Tumor mutation burden analysis in a 5,660 cancer patient cohort reveals cancer type-specific mechanisms for high mutation burden.

Abstract

2589 Background: Tumor mutation burden (TMB), calculated by whole-exome sequencing (WES) or large NGS panels, has an important association with immunotherapy responses. Elucidating the underlying biological mechanisms of high TMB might help develop more precise and effective means for TMB and immunotherapy response prediction. Meanwhile, the landscape of TMB across different cancer types and its association with other molecular features have not been well investigated in large cohorts in China. Methods: Cancer patients whose fresh tissue (n = 1556), formalin-fixed, paraffin-embed (FFPE) specimen (n = 1794), and pleural fluid (n = 84) were profiled using 295- or 520-gene NGS panel. The association of the TMB status with a series of molecular features and biological pathways was interrogated using bootstrapping.

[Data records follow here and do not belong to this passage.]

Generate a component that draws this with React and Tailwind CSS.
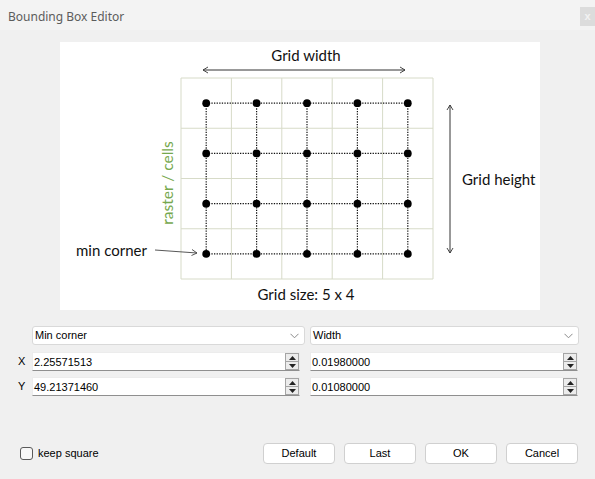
import React from 'react';

const gridX = 121;
const gridY = 36;
const cellW = 50.4;
const cellH = 50.25;

const Diagram = () => {
    const cols = [0, 1, 2, 3, 4].map((i) => gridX + cellW / 2 + i * cellW);
    const rows = [0, 1, 2, 3].map((j) => gridY + cellH / 2 + j * cellH);
    const font = { fontFamily: 'Lato, "Open Sans", sans-serif' };

    return (
        <svg width="480" height="268" viewBox="0 0 480 268" style={font}>
            {/* raster */}
            {[0, 1, 2, 3, 4, 5].map((i) => (
                <line key={'v' + i} x1={gridX + i * cellW} y1={gridY} x2={gridX + i * cellW} y2={gridY + 4 * cellH} stroke="#d7dbc8" strokeWidth="1" />
            ))}
            {[0, 1, 2, 3, 4].map((j) => (
                <line key={'h' + j} x1={gridX} y1={gridY + j * cellH} x2={gridX + 5 * cellW} y2={gridY + j * cellH} stroke="#d7dbc8" strokeWidth="1" />
            ))}

            {/* dotted connections */}
            {rows.map((y, j) => (
                <line key={'dr' + j} x1={cols[0]} y1={y} x2={cols[4]} y2={y} stroke="#111" strokeWidth="1.2" strokeDasharray="1.3 1.3" />
            ))}
            {cols.map((x, i) => (
                <line key={'dc' + i} x1={x} y1={rows[0]} x2={x} y2={rows[3]} stroke="#111" strokeWidth="1.2" strokeDasharray="1.3 1.3" />
            ))}
            {rows.map((y, j) => cols.map((x, i) => (
                <circle key={`p${i}-${j}`} cx={x} cy={y} r="3.9" fill="#000" />
            )))}

            {/* grid width arrow */}
            <line x1="143" y1="28" x2="345" y2="28" stroke="#333" strokeWidth="1" />
            <polyline points="148,25 143,28 148,31" fill="none" stroke="#333" strokeWidth="0.9" />
            <polyline points="340,25 345,28 340,31" fill="none" stroke="#333" strokeWidth="0.9" />
            <text x="246" y="19" fontSize="15" textAnchor="middle" fill="#111">Grid width</text>

            {/* grid height arrow */}
            <line x1="390" y1="63" x2="390" y2="211" stroke="#333" strokeWidth="1" />
            <polyline points="387,68 390,63 393,68" fill="none" stroke="#333" strokeWidth="0.9" />
            <polyline points="387,206 390,211 393,206" fill="none" stroke="#333" strokeWidth="0.9" />
            <text x="402" y="143" fontSize="15" fill="#111">Grid height</text>

            {/* raster label */}
            <text x="113" y="141" fontSize="15.5" fill="#76a84e" textAnchor="middle" transform="rotate(-90 113 141)">raster / cells</text>

            {/* min corner */}
            <text x="16" y="214" fontSize="15" fill="#111">min corner</text>
            <line x1="95" y1="208" x2="137" y2="211" stroke="#444" strokeWidth="0.9" />
            <polyline points="132,207.5 137,211 131.5,213.5" fill="none" stroke="#444" strokeWidth="0.9" />

            <text x="246" y="258" fontSize="15" textAnchor="middle" fill="#111">Grid size: 5 x 4</text>
        </svg>
    );
};

const Combo = ({ label, width }) => (
    <div className={`${width} h-[19px] bg-white border border-[#d9d9d9] rounded-[3px] flex items-center justify-between pl-[2px] pr-[5px]`}>
        <span className="text-[11px] text-black leading-none">{label}</span>
        <svg width="9" height="6" viewBox="0 0 9 6">
            <polyline points="0.5,0.8 4.5,4.8 8.5,0.8" fill="none" stroke="#8a8a8a" strokeWidth="1" />
        </svg>
    </div>
);

const Spin = ({ value, width }) => (
    <div className={`${width} h-[19px] bg-white border border-[#ececec] border-b-[#8f8f8f] flex items-center`}>
        <span className="flex-1 pl-[1px] pt-[1px] text-[11px] text-black leading-none">{value}</span>
        <div className="w-[14px] h-[17px] border border-[#a5a5a5] bg-[#ececec] flex flex-col">
            <div className="flex-1 flex items-center justify-center border-b border-[#a5a5a5]">
                <svg width="7" height="4" viewBox="0 0 7 4"><polygon points="0,4 3.5,0 7,4" fill="#222" /></svg>
            </div>
            <div className="flex-1 flex items-center justify-center">
                <svg width="7" height="4" viewBox="0 0 7 4"><polygon points="0,0 3.5,4 7,0" fill="#222" /></svg>
            </div>
        </div>
    </div>
);

const Btn = ({ children }) => (
    <button className="w-[72px] h-[21px] bg-white border border-[#d0d0d0] rounded-[4px] text-[11px] text-black leading-none">
        {children}
    </button>
);

const App = () => {
    return (
        <div className="w-[595px] h-[479px] bg-[#f0f0f0] flex flex-col overflow-hidden" style={{ fontFamily: '"Liberation Sans", Arial, sans-serif' }}>
            {/* title bar */}
            <div className="h-[30px] bg-[#f3f3f3] flex items-start justify-between">
                <span className="mt-[8px] ml-[8px] text-[12px] text-[#5c5c5c]" style={{ fontFamily: '"Noto Sans", "Open Sans", sans-serif' }}>Bounding Box Editor</span>
                <div className="mt-[7px] w-[15px] h-[19px] bg-[#dcdcdc] flex items-center justify-center text-[11px] text-[#f2f2f2] font-bold">x</div>
            </div>

            {/* picture */}
            <div className="mt-[12px] ml-[60px] w-[480px] h-[268px] bg-white">
                <Diagram />
            </div>

            {/* fields */}
            <div className="mt-[16px] flex flex-col">
                <div className="flex pl-[32px] gap-[5px]">
                    <Combo label="Min corner" width="w-[273px]" />
                    <Combo label="Width" width="w-[269px]" />
                </div>
                <div className="mt-[7px] flex items-center">
                    <span className="w-[32px] pl-[18px] text-[11px] text-black">X</span>
                    <Spin value="2.25571513" width="w-[268px]" />
                    <div className="w-[10px]" />
                    <Spin value="0.01980000" width="w-[268px]" />
                </div>
                <div className="mt-[6px] flex items-center">
                    <span className="w-[32px] pl-[18px] text-[11px] text-black">Y</span>
                    <Spin value="49.21371460" width="w-[268px]" />
                    <div className="w-[10px]" />
                    <Spin value="0.01080000" width="w-[268px]" />
                </div>
            </div>

            {/* bottom row */}
            <div className="mt-[47px] flex items-center pl-[20px] pr-[17px]">
                <div className="w-[13px] h-[13px] border border-[#5a5a5a] rounded-[3px] bg-[#f7f7f7]" />
                <span className="ml-[5px] text-[11px] text-black">keep square</span>
                <div className="ml-auto flex gap-[9px]">
                    <Btn>Default</Btn>
                    <Btn>Last</Btn>
                    <Btn>OK</Btn>
                    <Btn>Cancel</Btn>
                </div>
            </div>
        </div>
    );
};

export default App;
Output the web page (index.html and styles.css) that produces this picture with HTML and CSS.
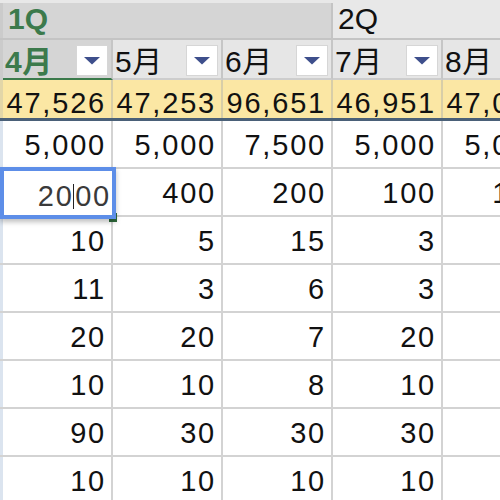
FILE: index.html
```
<!DOCTYPE html>
<html lang="ja">
<head>
<meta charset="utf-8">
<link rel="stylesheet" href="styles.css">
</head>
<body>
<div class="sheet">
  <div class="row grp">
    <div class="gut"></div>
    <div class="gcell g-sel">1Q</div>
    <div class="gcell">2Q</div>
  </div>
  <div class="row hdr">
    <div class="gut"></div>
    <div class="hcell h-sel"><span class="lbl">4月</span><span class="dd"><svg width="16" height="8" viewBox="0 0 16 8"><polygon points="0,0 16,0 8,7.5" fill="#3e4f8c"/></svg></span></div>
    <div class="hcell"><span class="lbl">5月</span><span class="dd"><svg width="16" height="8" viewBox="0 0 16 8"><polygon points="0,0 16,0 8,7.5" fill="#3e4f8c"/></svg></span></div>
    <div class="hcell"><span class="lbl">6月</span><span class="dd"><svg width="16" height="8" viewBox="0 0 16 8"><polygon points="0,0 16,0 8,7.5" fill="#3e4f8c"/></svg></span></div>
    <div class="hcell"><span class="lbl">7月</span><span class="dd"><svg width="16" height="8" viewBox="0 0 16 8"><polygon points="0,0 16,0 8,7.5" fill="#3e4f8c"/></svg></span></div>
    <div class="hcell"><span class="lbl">8月</span><span class="dd"><svg width="16" height="8" viewBox="0 0 16 8"><polygon points="0,0 16,0 8,7.5" fill="#3e4f8c"/></svg></span></div>
  </div>
  <div class="row sum">
    <div class="gut"></div>
    <div class="cell">47,526</div>
    <div class="cell">47,253</div>
    <div class="cell">96,651</div>
    <div class="cell">46,951</div>
    <div class="cell">47,051</div>
  </div>
  <div class="row data">
    <div class="gut"></div>
    <div class="cell">5,000</div><div class="cell">5,000</div><div class="cell">7,500</div><div class="cell">5,000</div><div class="cell">5,000</div>
  </div>
  <div class="row data">
    <div class="gut"></div>
    <div class="cell">2000</div><div class="cell">400</div><div class="cell">200</div><div class="cell">100</div><div class="cell">100</div>
  </div>
  <div class="row data">
    <div class="gut"></div>
    <div class="cell">10</div><div class="cell">5</div><div class="cell">15</div><div class="cell">3</div><div class="cell">5</div>
  </div>
  <div class="row data">
    <div class="gut"></div>
    <div class="cell">11</div><div class="cell">3</div><div class="cell">6</div><div class="cell">3</div><div class="cell">3</div>
  </div>
  <div class="row data">
    <div class="gut"></div>
    <div class="cell">20</div><div class="cell">20</div><div class="cell">7</div><div class="cell">20</div><div class="cell">20</div>
  </div>
  <div class="row data">
    <div class="gut"></div>
    <div class="cell">10</div><div class="cell">10</div><div class="cell">8</div><div class="cell">10</div><div class="cell">10</div>
  </div>
  <div class="row data">
    <div class="gut"></div>
    <div class="cell">90</div><div class="cell">30</div><div class="cell">30</div><div class="cell">30</div><div class="cell">30</div>
  </div>
  <div class="row data">
    <div class="gut"></div>
    <div class="cell">10</div><div class="cell">10</div><div class="cell">10</div><div class="cell">10</div><div class="cell">10</div>
  </div>
  <div class="handle"></div>
  <div class="editor">20<span class="caret"></span>00</div>
</div>
</body>
</html>
```
FILE: styles.css
```
html, body {
  margin: 0;
  padding: 0;
  background: #ffffff;
}
.sheet {
  position: relative;
  width: 500px;
  height: 500px;
  overflow: hidden;
  font-family: "Liberation Sans", "Noto Sans CJK JP", sans-serif;
  color: #111;
}
.row {
  display: flex;
  flex-wrap: nowrap;
}
.gut {
  flex: none;
  width: 3px;
  box-sizing: border-box;
}

/* group header row */
.grp {
  background: #e8e8e8;
  padding-top: 3px;
  border-bottom: 2px solid #c4c4c4;
}
.grp .gut { background: #cbcbcb; }
.gcell {
  flex: none;
  width: 330px;
  height: 35px;
  box-sizing: border-box;
  border-right: 2px solid #c4c4c4;
  padding-left: 5px;
  font-size: 30px;
  line-height: 32px;
  color: #111;
}
.g-sel {
  background: #d5d5d5;
  color: #3c7a4c;
  font-weight: bold;
}

/* month header row */
.hdr .gut { background: #cbcbcb; }
.hcell {
  flex: none;
  width: 110px;
  height: 40px;
  box-sizing: border-box;
  border-right: 2px solid #c6c6c6;
  border-bottom: 2px solid #cdcdcd;
  background: #e6e6e6;
  display: flex;
  justify-content: space-between;
  align-items: flex-start;
  padding-left: 2px;
  padding-right: 3px;
}
.h-sel {
  background: #d5d5d5;
  border-bottom-color: #3b7a4b;
  color: #3c7a4c;
  font-weight: bold;
}
.lbl {
  font-size: 30px;
  line-height: 44px;
  height: 38px;
  letter-spacing: 0.5px;
  white-space: nowrap;
}
.dd {
  margin-top: 5px;
  width: 32px;
  height: 31px;
  box-sizing: border-box;
  background: #ffffff;
  border: 1px solid #d6d6d6;
  display: flex;
  align-items: center;
  justify-content: center;
  padding-top: 1px;
}
.dd svg { display: block; }

/* cells */
.cell {
  flex: none;
  width: 110px;
  box-sizing: border-box;
  border-right: 2px solid #d3d3d3;
  text-align: right;
  padding-right: 5px;
  font-size: 29px;
  letter-spacing: 1.8px;
  white-space: nowrap;
  overflow: hidden;
}

/* total row */
.sum {
  background: #fbe7a4;
  border-bottom: 3px solid #4a6078;
}
.sum .gut { background: #e2d6a8; }
.sum .cell {
  height: 38px;
  line-height: 46px;
  border-right-color: #d8cea8;
}

/* data rows */
.data {
  border-bottom: 2px solid #d3d3d3;
}
.data .gut { background: #dbe4ef; }
.data .cell {
  height: 46px;
  line-height: 48px;
}

/* editing overlay */
.editor {
  position: absolute;
  left: 0;
  top: 167px;
  width: 116px;
  height: 52px;
  box-sizing: border-box;
  border: 4px solid #5d8ee8;
  background: #ffffff;
  box-shadow: 0 3px 5px rgba(0, 0, 0, 0.25);
  text-align: right;
  padding-right: 1px;
  font-size: 29px;
  line-height: 50px;
  letter-spacing: 1.8px;
  color: #3a3a3a;
  white-space: nowrap;
}
.caret {
  display: inline-block;
  width: 1.5px;
  height: 25px;
  background: #222;
  vertical-align: -3px;
  margin-right: 1px;
  margin-left: -1px;
}
.handle {
  position: absolute;
  left: 109px;
  top: 213px;
  width: 8px;
  height: 9px;
  background: #2f6b3c;
}
```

Results: TMB, measured by 295- or 520-cancer-related gene panels, were correlated with WES TMB based on in silico simulation in the TCGA cohort. We compared the TMB landscape across 11 cancer type groups and found the highest average TMB in lung squamous cell carcinoma, whereas the lowest TMB was established in sarcoma. High microsatellite instability, DNA damage response deficiency, and homologous recombination repair deficiency indicated significantly higher TMB. The independent predictive power for TMB of twenty-six biological pathways was tested in 10 cancer groups. FoxO signaling pathway most commonly correlated with low-TMB; significant association was identified in four cancer groups. In contrast, no pathway was significantly correlated with high-TMB in more than two cancer groups. Overall, we discovered that the underlying pathways which may be the main drivers of TMB status varied greatly and sometimes had an opposite association with TMB across different cancer types. Moreover, we developed a 14- and 22-gene signature for TMB prediction for LUAD and LUSC, respectively, with only 10 genes shared by both signatures, indicating a histology-specific mechanism for driving high-TMB in lung cancer. Conclusions: The findings extended the knowledge of the underlying biological mechanisms for high TMB and might be helpful for developing more precise and accessible TMB assessment panels and algorithms in more cancer types.